+++ EXTRACTED INFORMATION +++

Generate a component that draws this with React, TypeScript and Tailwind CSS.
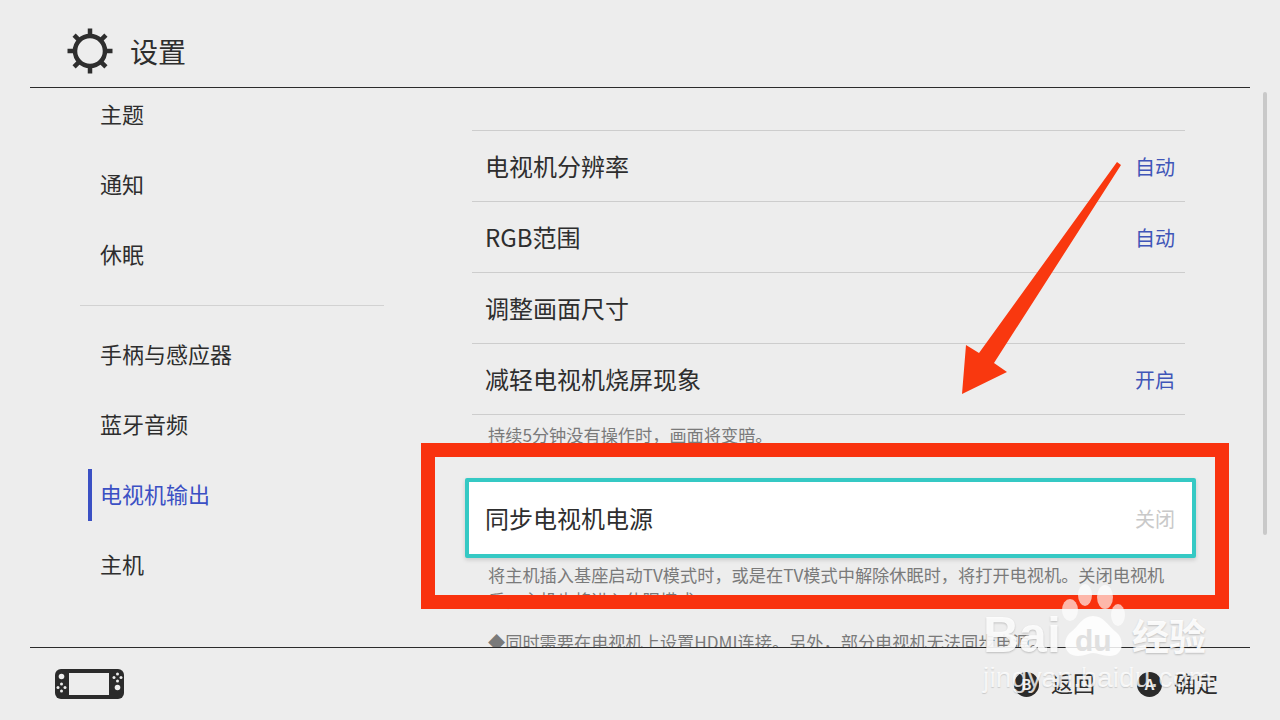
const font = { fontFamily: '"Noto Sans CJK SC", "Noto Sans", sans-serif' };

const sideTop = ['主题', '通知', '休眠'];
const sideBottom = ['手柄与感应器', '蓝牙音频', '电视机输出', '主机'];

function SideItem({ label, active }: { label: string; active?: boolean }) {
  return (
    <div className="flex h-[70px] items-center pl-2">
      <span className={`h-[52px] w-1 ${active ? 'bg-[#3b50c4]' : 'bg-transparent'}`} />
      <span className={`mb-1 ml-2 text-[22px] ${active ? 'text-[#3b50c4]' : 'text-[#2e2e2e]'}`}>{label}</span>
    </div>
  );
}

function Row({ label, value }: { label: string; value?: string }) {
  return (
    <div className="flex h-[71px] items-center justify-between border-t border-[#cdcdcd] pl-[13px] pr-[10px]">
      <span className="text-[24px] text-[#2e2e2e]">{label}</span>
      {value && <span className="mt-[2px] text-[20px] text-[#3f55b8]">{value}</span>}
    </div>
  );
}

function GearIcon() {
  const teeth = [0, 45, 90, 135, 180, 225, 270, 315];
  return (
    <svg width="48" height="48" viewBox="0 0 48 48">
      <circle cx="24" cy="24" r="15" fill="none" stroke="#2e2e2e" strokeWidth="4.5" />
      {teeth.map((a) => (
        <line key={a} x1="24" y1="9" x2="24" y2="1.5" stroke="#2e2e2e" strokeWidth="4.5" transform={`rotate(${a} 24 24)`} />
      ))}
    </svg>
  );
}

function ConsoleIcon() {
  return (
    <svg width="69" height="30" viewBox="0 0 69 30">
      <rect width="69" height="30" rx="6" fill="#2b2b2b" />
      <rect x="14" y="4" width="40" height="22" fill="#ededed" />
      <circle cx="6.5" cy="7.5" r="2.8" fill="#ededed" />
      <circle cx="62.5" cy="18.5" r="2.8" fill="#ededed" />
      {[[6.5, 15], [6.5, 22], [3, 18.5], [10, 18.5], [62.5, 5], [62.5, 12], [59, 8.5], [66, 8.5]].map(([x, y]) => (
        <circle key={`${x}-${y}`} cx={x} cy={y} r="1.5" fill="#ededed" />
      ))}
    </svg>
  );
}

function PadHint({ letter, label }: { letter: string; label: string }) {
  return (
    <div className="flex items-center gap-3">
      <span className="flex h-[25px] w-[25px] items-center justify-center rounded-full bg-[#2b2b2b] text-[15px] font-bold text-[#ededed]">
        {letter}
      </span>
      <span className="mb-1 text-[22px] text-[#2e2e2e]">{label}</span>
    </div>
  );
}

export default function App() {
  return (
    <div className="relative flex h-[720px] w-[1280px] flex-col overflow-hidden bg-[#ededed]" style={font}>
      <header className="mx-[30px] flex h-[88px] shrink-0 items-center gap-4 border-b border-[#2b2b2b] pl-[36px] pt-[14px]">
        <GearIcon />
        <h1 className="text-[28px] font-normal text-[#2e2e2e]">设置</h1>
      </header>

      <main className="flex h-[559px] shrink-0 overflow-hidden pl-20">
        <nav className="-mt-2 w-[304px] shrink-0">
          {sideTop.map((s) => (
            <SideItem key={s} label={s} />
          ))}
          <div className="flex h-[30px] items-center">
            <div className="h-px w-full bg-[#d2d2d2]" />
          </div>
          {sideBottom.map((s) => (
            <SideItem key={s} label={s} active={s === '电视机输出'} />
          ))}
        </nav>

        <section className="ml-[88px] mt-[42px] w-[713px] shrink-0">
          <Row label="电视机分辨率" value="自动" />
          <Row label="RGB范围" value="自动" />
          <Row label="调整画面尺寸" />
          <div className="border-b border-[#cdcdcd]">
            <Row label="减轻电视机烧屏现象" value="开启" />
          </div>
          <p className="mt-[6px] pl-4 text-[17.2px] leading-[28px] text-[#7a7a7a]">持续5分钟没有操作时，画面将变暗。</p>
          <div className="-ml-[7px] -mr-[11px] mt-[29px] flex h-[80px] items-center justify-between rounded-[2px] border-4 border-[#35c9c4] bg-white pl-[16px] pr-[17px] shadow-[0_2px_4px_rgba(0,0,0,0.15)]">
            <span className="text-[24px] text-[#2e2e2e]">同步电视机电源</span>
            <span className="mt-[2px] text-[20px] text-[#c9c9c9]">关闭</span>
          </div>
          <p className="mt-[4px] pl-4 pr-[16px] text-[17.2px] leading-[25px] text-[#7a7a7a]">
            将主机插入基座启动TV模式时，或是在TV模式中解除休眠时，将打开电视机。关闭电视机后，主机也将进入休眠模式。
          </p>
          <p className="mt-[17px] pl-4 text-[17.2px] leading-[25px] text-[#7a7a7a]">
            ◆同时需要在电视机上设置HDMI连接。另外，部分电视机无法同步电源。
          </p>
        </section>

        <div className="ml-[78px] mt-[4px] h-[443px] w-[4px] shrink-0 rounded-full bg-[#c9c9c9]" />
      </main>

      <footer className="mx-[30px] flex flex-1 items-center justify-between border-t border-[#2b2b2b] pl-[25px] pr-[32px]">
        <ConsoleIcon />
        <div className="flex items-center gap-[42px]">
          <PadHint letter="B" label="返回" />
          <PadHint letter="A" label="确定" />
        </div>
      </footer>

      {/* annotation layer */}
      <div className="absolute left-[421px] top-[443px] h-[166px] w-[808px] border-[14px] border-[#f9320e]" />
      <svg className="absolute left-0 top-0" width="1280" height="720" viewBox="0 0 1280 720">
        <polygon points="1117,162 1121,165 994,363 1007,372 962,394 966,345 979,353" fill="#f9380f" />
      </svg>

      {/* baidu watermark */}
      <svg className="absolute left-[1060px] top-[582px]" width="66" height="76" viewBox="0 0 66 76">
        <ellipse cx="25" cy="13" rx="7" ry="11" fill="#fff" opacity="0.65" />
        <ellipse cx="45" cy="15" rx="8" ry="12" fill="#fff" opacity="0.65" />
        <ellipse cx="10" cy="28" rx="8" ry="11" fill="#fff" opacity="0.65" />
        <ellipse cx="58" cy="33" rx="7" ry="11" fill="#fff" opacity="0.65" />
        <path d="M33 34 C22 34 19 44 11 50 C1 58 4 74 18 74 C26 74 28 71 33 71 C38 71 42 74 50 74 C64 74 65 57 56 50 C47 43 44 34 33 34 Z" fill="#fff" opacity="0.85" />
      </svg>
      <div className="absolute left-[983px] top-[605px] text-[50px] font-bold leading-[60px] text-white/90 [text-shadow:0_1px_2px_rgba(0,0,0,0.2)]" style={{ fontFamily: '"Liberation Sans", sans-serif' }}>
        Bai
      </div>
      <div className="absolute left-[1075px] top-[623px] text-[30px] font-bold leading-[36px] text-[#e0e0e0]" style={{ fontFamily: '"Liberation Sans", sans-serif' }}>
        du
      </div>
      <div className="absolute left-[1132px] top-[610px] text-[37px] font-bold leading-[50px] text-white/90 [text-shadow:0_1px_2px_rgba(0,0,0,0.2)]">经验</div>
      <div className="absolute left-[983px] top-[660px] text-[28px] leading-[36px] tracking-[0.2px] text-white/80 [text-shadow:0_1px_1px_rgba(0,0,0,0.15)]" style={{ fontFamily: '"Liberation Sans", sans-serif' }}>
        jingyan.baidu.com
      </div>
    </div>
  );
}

+++
+++ EXTRACTED INFORMATION +++

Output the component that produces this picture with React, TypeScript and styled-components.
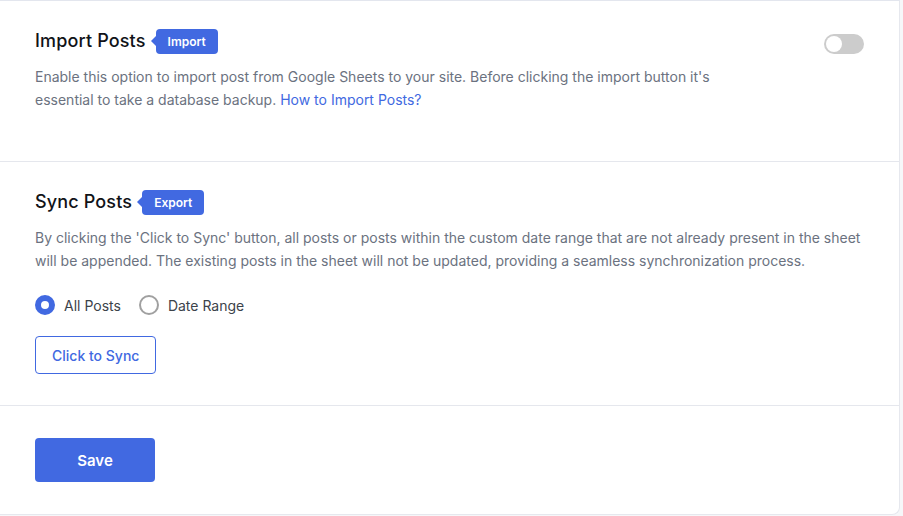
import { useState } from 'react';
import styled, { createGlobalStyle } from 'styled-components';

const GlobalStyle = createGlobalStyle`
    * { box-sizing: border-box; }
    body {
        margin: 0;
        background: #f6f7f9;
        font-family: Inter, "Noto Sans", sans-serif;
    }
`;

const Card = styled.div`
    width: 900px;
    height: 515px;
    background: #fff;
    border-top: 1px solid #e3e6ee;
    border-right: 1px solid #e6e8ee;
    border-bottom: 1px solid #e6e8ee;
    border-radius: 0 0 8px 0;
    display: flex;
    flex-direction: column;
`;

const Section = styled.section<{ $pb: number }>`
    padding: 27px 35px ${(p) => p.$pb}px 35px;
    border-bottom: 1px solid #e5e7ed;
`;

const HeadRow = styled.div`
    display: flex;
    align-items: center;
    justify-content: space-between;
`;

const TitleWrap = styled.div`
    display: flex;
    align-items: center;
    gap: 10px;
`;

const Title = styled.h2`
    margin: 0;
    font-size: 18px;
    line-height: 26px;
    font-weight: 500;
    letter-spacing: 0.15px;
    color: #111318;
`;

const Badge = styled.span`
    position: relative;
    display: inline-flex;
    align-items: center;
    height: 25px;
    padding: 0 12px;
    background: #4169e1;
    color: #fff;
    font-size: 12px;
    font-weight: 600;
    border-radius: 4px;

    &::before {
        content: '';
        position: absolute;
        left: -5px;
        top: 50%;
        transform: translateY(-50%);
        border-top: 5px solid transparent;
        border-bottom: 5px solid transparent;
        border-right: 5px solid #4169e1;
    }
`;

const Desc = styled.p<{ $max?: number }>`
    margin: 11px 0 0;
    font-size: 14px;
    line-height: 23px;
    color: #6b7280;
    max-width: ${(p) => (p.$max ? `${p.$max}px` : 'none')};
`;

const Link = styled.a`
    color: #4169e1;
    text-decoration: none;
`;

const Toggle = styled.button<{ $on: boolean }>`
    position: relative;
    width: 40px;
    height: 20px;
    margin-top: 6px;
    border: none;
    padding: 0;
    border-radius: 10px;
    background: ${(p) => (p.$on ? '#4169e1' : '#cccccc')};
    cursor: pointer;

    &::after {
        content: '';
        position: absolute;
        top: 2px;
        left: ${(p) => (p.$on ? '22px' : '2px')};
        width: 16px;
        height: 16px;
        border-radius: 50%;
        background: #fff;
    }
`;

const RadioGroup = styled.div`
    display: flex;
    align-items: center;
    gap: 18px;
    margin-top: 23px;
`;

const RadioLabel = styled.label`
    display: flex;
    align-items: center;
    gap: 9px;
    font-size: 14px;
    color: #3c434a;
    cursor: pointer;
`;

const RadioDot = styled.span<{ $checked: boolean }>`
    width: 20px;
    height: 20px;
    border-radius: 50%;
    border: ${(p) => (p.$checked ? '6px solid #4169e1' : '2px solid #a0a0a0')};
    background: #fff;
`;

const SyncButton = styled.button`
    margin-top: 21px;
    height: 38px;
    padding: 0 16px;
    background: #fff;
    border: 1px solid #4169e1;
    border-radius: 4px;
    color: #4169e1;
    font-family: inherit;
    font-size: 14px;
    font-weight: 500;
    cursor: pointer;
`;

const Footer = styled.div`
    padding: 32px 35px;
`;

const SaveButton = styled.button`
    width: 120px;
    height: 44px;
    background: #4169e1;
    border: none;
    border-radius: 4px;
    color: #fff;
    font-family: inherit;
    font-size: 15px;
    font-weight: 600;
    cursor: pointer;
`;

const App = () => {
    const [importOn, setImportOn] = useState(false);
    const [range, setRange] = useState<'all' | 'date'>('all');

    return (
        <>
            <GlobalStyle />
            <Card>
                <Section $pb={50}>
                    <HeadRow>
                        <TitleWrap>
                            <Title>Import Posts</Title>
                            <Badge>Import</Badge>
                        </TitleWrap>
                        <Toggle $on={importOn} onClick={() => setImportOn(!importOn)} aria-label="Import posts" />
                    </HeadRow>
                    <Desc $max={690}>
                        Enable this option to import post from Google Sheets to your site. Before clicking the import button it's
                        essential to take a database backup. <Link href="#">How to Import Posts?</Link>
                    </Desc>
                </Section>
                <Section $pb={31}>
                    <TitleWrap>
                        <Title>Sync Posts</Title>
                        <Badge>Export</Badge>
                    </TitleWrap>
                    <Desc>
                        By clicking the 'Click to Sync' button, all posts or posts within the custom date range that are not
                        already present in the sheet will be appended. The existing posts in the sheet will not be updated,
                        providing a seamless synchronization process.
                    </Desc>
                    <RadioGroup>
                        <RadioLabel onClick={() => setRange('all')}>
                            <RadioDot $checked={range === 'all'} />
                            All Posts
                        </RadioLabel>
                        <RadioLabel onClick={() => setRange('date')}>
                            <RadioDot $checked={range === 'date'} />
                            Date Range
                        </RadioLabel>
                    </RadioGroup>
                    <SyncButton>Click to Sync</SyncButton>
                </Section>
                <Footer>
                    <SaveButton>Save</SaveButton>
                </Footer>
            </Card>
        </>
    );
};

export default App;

+++
+++ EXTRACTED INFORMATION +++

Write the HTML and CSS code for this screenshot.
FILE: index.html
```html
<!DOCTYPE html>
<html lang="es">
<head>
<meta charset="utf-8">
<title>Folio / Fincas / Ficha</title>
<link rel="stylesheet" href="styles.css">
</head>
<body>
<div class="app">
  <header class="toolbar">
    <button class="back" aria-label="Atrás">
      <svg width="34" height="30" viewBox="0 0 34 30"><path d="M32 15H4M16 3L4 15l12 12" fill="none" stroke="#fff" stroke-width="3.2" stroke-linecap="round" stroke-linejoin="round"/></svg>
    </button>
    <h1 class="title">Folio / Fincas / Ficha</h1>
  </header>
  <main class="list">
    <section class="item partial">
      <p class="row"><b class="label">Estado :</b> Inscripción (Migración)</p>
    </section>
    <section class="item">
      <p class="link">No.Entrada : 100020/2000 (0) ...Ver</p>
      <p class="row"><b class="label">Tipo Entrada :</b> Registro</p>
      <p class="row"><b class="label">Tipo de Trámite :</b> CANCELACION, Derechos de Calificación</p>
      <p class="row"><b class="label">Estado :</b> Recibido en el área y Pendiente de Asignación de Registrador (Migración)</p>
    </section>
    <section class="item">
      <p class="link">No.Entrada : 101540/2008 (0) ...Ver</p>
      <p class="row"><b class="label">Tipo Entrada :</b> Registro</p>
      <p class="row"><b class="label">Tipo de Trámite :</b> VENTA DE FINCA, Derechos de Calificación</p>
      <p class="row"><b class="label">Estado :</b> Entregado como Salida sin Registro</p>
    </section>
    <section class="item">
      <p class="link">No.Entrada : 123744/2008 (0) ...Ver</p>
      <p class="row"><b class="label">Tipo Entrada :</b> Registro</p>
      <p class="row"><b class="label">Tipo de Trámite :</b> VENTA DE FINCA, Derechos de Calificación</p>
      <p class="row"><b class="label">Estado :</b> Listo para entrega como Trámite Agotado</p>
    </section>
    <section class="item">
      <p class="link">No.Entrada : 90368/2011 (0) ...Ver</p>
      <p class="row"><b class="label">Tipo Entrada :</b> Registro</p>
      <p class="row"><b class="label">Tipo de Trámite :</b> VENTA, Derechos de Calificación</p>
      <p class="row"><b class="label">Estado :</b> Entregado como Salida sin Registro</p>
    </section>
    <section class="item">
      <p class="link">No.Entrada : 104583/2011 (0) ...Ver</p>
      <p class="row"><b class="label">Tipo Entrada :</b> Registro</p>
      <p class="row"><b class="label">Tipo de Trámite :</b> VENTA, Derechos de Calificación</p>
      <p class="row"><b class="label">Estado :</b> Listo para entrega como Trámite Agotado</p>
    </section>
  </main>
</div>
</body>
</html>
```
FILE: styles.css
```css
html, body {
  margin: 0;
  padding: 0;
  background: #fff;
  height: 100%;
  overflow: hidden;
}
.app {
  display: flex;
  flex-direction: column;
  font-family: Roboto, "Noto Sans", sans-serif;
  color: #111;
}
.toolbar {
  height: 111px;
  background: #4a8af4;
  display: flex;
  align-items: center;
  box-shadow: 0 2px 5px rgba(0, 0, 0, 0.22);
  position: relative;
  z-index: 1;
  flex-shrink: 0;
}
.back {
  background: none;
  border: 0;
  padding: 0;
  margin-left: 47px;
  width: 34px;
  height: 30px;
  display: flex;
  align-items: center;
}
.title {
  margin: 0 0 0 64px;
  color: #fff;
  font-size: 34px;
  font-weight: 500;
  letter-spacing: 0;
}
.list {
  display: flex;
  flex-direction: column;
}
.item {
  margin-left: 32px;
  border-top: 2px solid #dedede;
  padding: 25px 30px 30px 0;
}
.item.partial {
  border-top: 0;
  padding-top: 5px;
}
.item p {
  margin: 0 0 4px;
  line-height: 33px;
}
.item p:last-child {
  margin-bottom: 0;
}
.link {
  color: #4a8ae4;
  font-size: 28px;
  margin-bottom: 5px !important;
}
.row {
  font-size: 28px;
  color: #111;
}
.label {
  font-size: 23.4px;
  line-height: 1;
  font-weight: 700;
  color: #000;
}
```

+++

> INSTRUCTIONS TO FOLLOW
Take the stretch from the line containing "Generate a component" through the line containing "const sideBottom = ['手柄与感应器', '蓝牙音频', '电视机输出', '主机'];" and reproduce it exactly, both ends included. Omit the pictures.

> OUTPUT OF THE EXERCISE
Generate a component that draws this with React, TypeScript and Tailwind CSS.
const font = { fontFamily: '"Noto Sans CJK SC", "Noto Sans", sans-serif' };

const sideTop = ['主题', '通知', '休眠'];
const sideBottom = ['手柄与感应器', '蓝牙音频', '电视机输出', '主机'];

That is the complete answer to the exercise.